On Sunday, 12 January, 2020 15:29, Richard Damon <rich...@damon-family.org> 
wrote:

>On 1/12/20 5:25 PM, Tom Browder wrote:

>> On Sun, Jan 12, 2020 at 14:05 Keith Medcalf <kmedc...@dessus.com> wrote:

>>> On Sunday, 12 January, 2020 09:03, Tom Browder <tom.brow...@gmail.com> 
>>> wrote:

>>>> Am I missing something? I thought every column has to have a type?

>>> Close, but no banana.  Every value has a type.  A column may contain
>>> multiple values (as in one per row)....

>> I assume that is just for SQLite, or am I wrong again?

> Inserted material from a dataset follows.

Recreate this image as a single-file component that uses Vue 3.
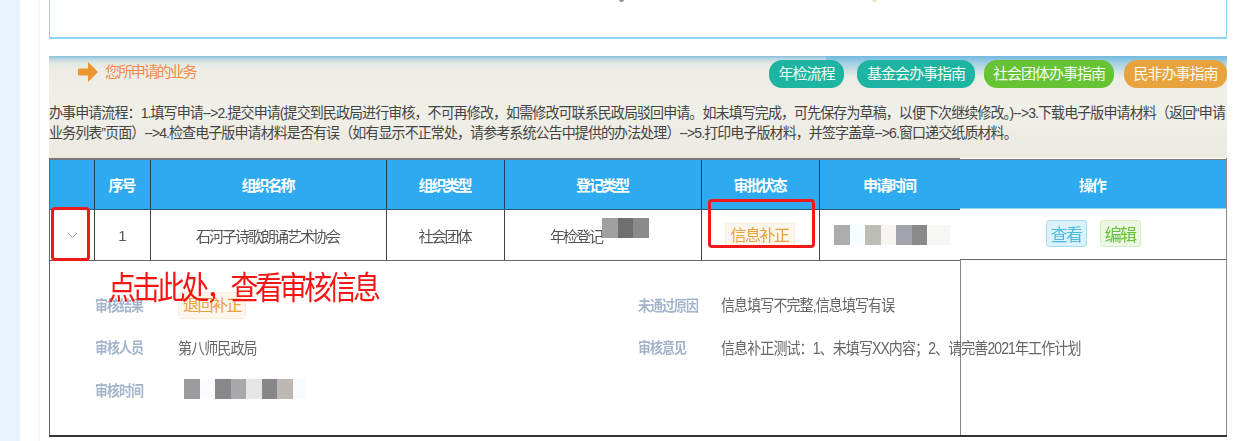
<script setup>
const guides = [
  { text: '年检流程', tone: 'teal' },
  { text: '基金会办事指南', tone: 'teal' },
  { text: '社会团体办事指南', tone: 'green' },
  { text: '民非办事指南', tone: 'orange' }
]
const heads = ['', '序号', '组织名称', '组织类型', '登记类型', '审批状态', '申请时间']
</script>

<template>
  <div class="page">
    <div class="rail"></div>
    <main class="main">
      <section class="topbox">
        <i class="speck gray"></i>
        <i class="speck gold"></i>
      </section>

      <section class="banner">
        <div class="head">
          <svg class="arrow" width="20" height="20" viewBox="0 0 20 20">
            <path d="M0 6.500H10V0L20 10L10 20V13.500H0Z" fill="#ef9530" />
          </svg>
          <span class="title">您所申请的业务</span>
          <div class="guides">
            <a v-for="g in guides" :key="g.text" class="guide" :class="g.tone">{{ g.text }}</a>
          </div>
        </div>
        <p class="process">办事申请流程：1.填写申请--&gt;2.提交申请(提交到民政局进行审核，不可再修改，如需修改可联系民政局驳回申请。如未填写完成，可先保存为草稿，以便下次继续修改。)--&gt;3.下载电子版申请材料（返回“申请<br />业务列表”页面）--&gt;4.检查电子版申请材料是否有误（如有显示不正常处，请参考系统公告中提供的办法处理）--&gt;5.打印电子版材料，并签字盖章--&gt;6.窗口递交纸质材料。</p>
      </section>

      <section class="table">
        <div class="left">
          <div class="row thead">
            <div v-for="(h, i) in heads" :key="i" class="cell">{{ h }}</div>
          </div>
          <div class="row tbody">
            <div class="cell chevron">
              <svg width="11" height="7" viewBox="0 0 11 7"><path d="M1 1L5.500 5.500L10 1" fill="none" stroke="#a8a8a8" stroke-width="1" /></svg>
            </div>
            <div class="cell">1</div>
            <div class="cell">石河子诗歌朗诵艺术协会</div>
            <div class="cell">社会团体</div>
            <div class="cell reg">年检登记<i class="mosaic m-reg"></i></div>
            <div class="cell"><span class="tag">信息补正</span></div>
            <div class="cell"><i class="mosaic m-apply"></i></div>
          </div>
          <div class="detail">
            <div class="pair">
              <span class="label">审核结果</span>
              <span class="tag small">退回补正</span>
            </div>
            <div class="pair">
              <span class="label">未通过原因</span>
              <span class="value">信息填写不完整,信息填写有误</span>
            </div>
            <div class="pair">
              <span class="label">审核人员</span>
              <span class="value">第八师民政局</span>
            </div>
            <div class="pair">
              <span class="label">审核意见</span>
              <span class="value">信息补正测试：1、未填写XX内容；2、请完善2021年工作计划</span>
            </div>
            <div class="pair">
              <span class="label">审核时间</span>
              <i class="mosaic m-audit"></i>
            </div>
          </div>
          <div class="note">点击此处，查看审核信息</div>
          <div class="mark mark-expand"></div>
          <div class="mark mark-status"></div>
        </div>
        <div class="ops">
          <div class="ops-head">操作</div>
          <div class="ops-row">
            <button class="btn view">查看</button>
            <button class="btn edit">编辑</button>
          </div>
          <div class="ops-rest"></div>
        </div>
      </section>
    </main>
  </div>
</template>

<style>
html, body { margin: 0; background: #fff; }
</style>

<style scoped>
.page {
  width: 1237px;
  height: 441px;
  display: flex;
  overflow: hidden;
  background: #fff;
  font-family: "Liberation Sans", "Noto Sans CJK SC", sans-serif;
  color: #555;
}
.rail { width: 20px; flex: none; background: #e8f3fd; }
.main {
  width: 1178px;
  flex: none;
  margin-left: 18px;
  border-left: 2px solid #f4f7fd;
  padding-left: 9px;
  filter: blur(0.45px);
}
.topbox {
  position: relative;
  box-sizing: border-box;
  height: 39px;
  border: 1px solid #8fd0f5;
  border-top: 0;
  border-bottom-width: 2px;
}
.speck { position: absolute; top: 0; width: 5px; height: 2px; border-radius: 0 0 3px 3px; }
.speck.gray { left: 569px; background: #999; }
.speck.gold { left: 822px; background: #f0e2b8; }

.banner {
  box-sizing: border-box;
  height: 102px;
  margin-top: 17px;
  background:
    linear-gradient(180deg, rgba(108, 185, 225, .75) 0, rgba(108, 185, 225, .5) 8px, rgba(108, 185, 225, 0) 22px) right top / 34% 22px no-repeat,
    linear-gradient(180deg, #86bfd9 0, #bcd9e4 3px, #e2e8e3 7px, #eeede5 14px, #f0efe8 60px, #ebe9e0 100%);
}
.head { display: flex; align-items: flex-start; padding: 4px 0 0 29px; }
.arrow { margin-top: 2px; flex: none; }
.title {
  margin: 2px 0 0 7px;
  font-size: 15px;
  line-height: 20px;
  letter-spacing: -2.100px;
  color: #f58a4b;
}
.guides { margin-left: auto; display: flex; gap: 9px; }
.guide {
  box-sizing: border-box;
  height: 28px;
  line-height: 28px;
  text-align: center;
  border-radius: 13px;
  color: #f4fbf4;
  font-size: 15px;
  letter-spacing: -1px;
  white-space: nowrap;
}
.guide:nth-child(1) { margin-right: 4px; width: 75px; }
.guide:nth-child(2) { width: 118px; }
.guide:nth-child(3) { width: 130px; margin-right: 1px; }
.guide:nth-child(4) { width: 103px; }
.teal { background: #1db5a2; }
.green { background: #66c434; }
.orange { background: #e8a33e; }
.process {
  margin: 15px 0 0;
  font-size: 14px;
  line-height: 18px;
  letter-spacing: -.91px;
  color: #444;
  white-space: nowrap;
  transform: scaleY(1.08);
  transform-origin: left top;
}

.table { display: flex; height: 279px; border-bottom: 2px solid #333; box-sizing: border-box; position: relative; }
.left { position: relative; width: 911px; flex: none; display: flex; flex-direction: column; border-left: 1px solid #666; box-sizing: border-box; }
.row { display: grid; grid-template-columns: 45px 56px 236px 118px 197px 118px 140px; }
.cell {
  display: flex;
  align-items: center;
  justify-content: center;
  box-sizing: border-box;
  border-right: 1px solid #444;
  padding-right: 2px;
  font-size: 15px;
  letter-spacing: -2px;
  white-space: nowrap;
}
.cell:last-child { border-right: 0; }
.chevron { padding-right: 0; }
.thead { height: 52px; border-top: 2px solid #777; border-bottom: 1px solid #2a5a7a; box-sizing: border-box; background: #2daaf0; color: #fff; font-weight: 700; }
.thead .cell { border-right-color: #1c3f58; padding-top: 0; }
.tbody { height: 51px; border-bottom: 1px solid #666; box-sizing: border-box; }
.reg { padding-right: 54px; position: relative; }

.tag {
  box-sizing: border-box;
  width: 70px;
  height: 25px;
  line-height: 24px;
  text-align: center;
  background: #fdf6ec;
  border: 1px solid #faecd8;
  color: #e6a23c;
  font-size: 16px;
  letter-spacing: -1.500px;
}
.tag.small { width: 68px; height: 27px; line-height: 25px; border-radius: 3px; margin-top: 2px; }

.detail {
  flex: 1;
  display: grid;
  grid-template-columns: 543px 1fr;
  grid-auto-rows: 42.500px;
  padding: 22px 0 0 45px;
  box-sizing: border-box;
}
.pair { display: flex; align-items: center; position: relative; white-space: nowrap; }
.label { width: 83px; flex: none; font-size: 13px; letter-spacing: -1px; font-weight: 700; color: #a3b4cb; transform: scaleY(1.14); transform-origin: left center; }
.value { font-size: 14px; letter-spacing: -.9px; color: #666; transform: scaleY(1.12); }

.mosaic { display: block; height: 20px; }
.m-reg {
  position: absolute;
  left: 97px;
  top: 8px;
  width: 47px;
  background: linear-gradient(90deg, #a0a0a0 0 16px, #6f6f72 16px 31px, #8a8a8a 31px);
}
.m-apply {
  width: 116px;
  margin-left: 5px;
  background: linear-gradient(90deg, #adadb0 0 16px, #f5fdff 16px 31px, #bdbdb5 31px 47px, #f7f5f2 47px 62px, #a3a3ad 62px 78px, #8a8a8a 78px 93px, #f6f6f4 93px 116px);
}
.m-audit {
  width: 121px;
  margin-left: 6px;
  background: linear-gradient(90deg, #9b9a9d 0 16px, #fbfcfd 16px 31px, #8a878c 31px 47px, #a9a9ab 47px 62px, #e6e6e6 62px 78px, #888688 78px 93px, #bdb8b3 93px 109px, #f8fbfd 109px);
}

.note {
  position: absolute;
  left: 58px;
  top: 112px;
  font-size: 28px;
  line-height: 34px;
  letter-spacing: -3.500px;
  color: #f91414;
  white-space: nowrap;
  transform: scaleY(1.12);
  transform-origin: left top;
}
.mark { position: absolute; box-sizing: border-box; border: 3px solid #f01818; border-radius: 4px; }
.mark-expand { left: 1px; top: 49px; width: 39px; height: 54px; }
.mark-status { left: 658px; top: 41px; width: 107px; height: 49px; }

.ops { width: 267px; flex: none; display: flex; flex-direction: column; box-sizing: border-box; border-right: 1px solid #888; }
.ops-head {
  height: 50px;
  margin-top: 1px;
  background: #2daaf0;
  border-top: 1px solid #777;
  border-bottom: 1px solid #8fd0f5;
  box-sizing: border-box;
  display: flex;
  align-items: center;
  justify-content: center;
  padding-right: 2px;
  color: #fff;
  font-weight: 700;
  font-size: 15px;
  letter-spacing: -2px;
}
.ops-row {
  height: 51px;
  box-sizing: border-box;
  border-bottom: 1px solid #666;
  display: flex;
  justify-content: center;
  align-items: flex-start;
  gap: 13px;
  padding-top: 11px;
}
.ops-rest { flex: 1; border-left: 1px solid #888; }
.btn {
  width: 41px;
  height: 27px;
  padding: 0;
  border-radius: 3px;
  font: 17px "Liberation Sans", "Noto Sans CJK SC", sans-serif;
  letter-spacing: -1.800px;
}
.view { background: #dcf2fb; border: 1px solid #a6dcf5; color: #4cb8dc; }
.edit { background: #ebf7e3; border: 1px solid #d5eec4; color: #67c23a; }
</style>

> That the entries for a given column in different rows can have different
> types is a peculiarity of SQLite. In a 'Standard' SQL database, a column
> has a defined type, and all rows will have values of that type (or NULL).

It is a peculiarity of the underlying datastore used by SQLite.  Many (most in 
fact) datastores require that all instances of the same "column" in an "entity" 
be the same type -- some do not (SQLite is one of them).  SQL is simply a 
Structured Query Language that can be overlaid on a variety of datastore 
models, one of which is the Relational model.  When SQL is used on other 
database organizations it is entirely possible for the "type" of a particular 
returned "column" to vary by row as it may have been fetched from different 
entities.  DB-Vista, MDBS, and NOMAD are a couple of CODASYL style databases 
which have (optional extra) SQL query interfaces that can return data of 
multiple value types row by each for the same column.

-- 
The fact that there's a Highway to Hell but only a Stairway to Heaven says a 
lot about anticipated traffic volume.